Was späterhin gegen Brigitte Schwaiger zeugte, war die Abkehr von jener kulturpolitischen Öffnung in den 1970er-Jahren, als es plötzlich möglich wurde, von Alltagswelten und Alltagserfahrungen mit emanzipatorischem Anspruch zu erzählen. Dass Literatur nicht Autobiografie ist, haben schon die Zeitgenossen oft missverstanden, was letztlich auch zur Vernichtung von Autorenexistenzen wie Franz Innerhofer oder Gernot Wolfgruber führte. Bei Autorinnen aber erfolgt die Überblendung mit ihren Figuren immer noch um einiges radikaler.

Natürlich sind ihre Bücher – wie bei Bernhard oder Handke – autobiografisch grundiert, aber eben auch literarisch überformt. „Wie kommt das Salz ins Meer“ ist die Geschichte der unglücklichen Ehe einer sehr jungen Frau aus der österreichischen Provinz mit einem feschen spanischen Militär und Tierarzt, die auch Traumata wie Wunschprojektionen einer Jugend in der kleinbürgerlichen Enge des Wiederaufbaus verarbeitet.

Das wurde 1977 als zeittypische Variante weiblicher Selbstfindungsliteratur gelesen; „Lange Abwesenheit“ (1980) als eines der vielen „Vaterbücher“ der Zeit, „Der Himmel ist süß“ (1984) als Aufarbeitung katholischer Kindheit im Kontext der Antiheimat-Literatur.

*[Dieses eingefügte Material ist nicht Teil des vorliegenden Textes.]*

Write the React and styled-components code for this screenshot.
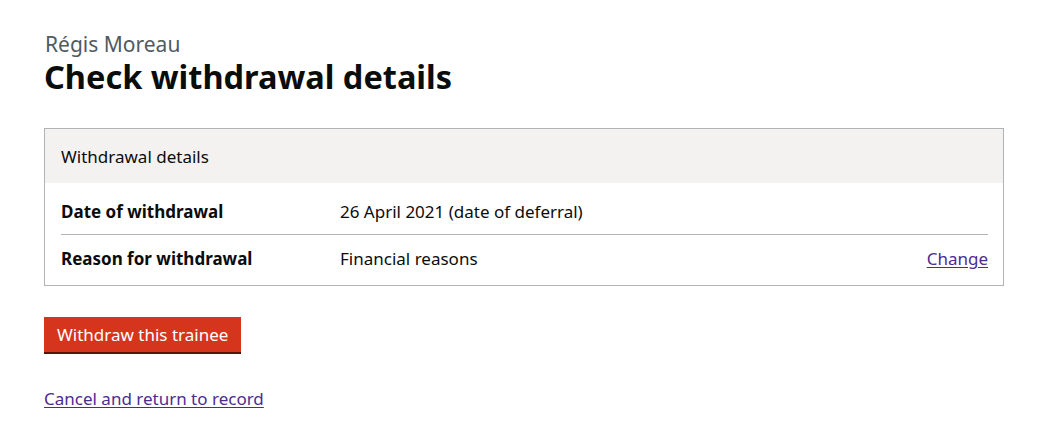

Das sind diese Romane alles auch, aber sie inszenieren den Clash zwischen vorgespielter Naivität und der Verlogenheit gesellschaftlicher Normen und Werte auf ganz eigene Art. „Schönes Licht“ (1990) würde heute unter dem Etikett Literaturbetriebssatire vermutlich anders gelesen – oder auch nicht, denn sexistische Untertöne im literarischen Feld interessieren schon wieder niemanden mehr.

Überlesen wurde meist auch Schwaigers Auseinandersetzung mit dem Faschismus, nicht in der weinerlichen Manier des „Mein Vater war ein Nazi“, sondern in der angewandten Fragestellung, wie sich Werthaltungen der Eltern in das Handeln der Kinder verlängern, zum Beispiel im Umgang mit jüdischen Mitbürgern, und sei es in Liebesverhältnissen.

Just mit „Fallen lassen“, dem Protokoll ihrer eigenen Zerstörung, die in eine jahrelange psychische Erkrankung mündete, erzielte Brigitte Schwaiger 2006 dann einen Achtungserfolg. Die Neulektüre ihres Werks und eine sorgfältige Analyse ihrer literarischen Verfahrensweisen ist ein Gebot der Stunde.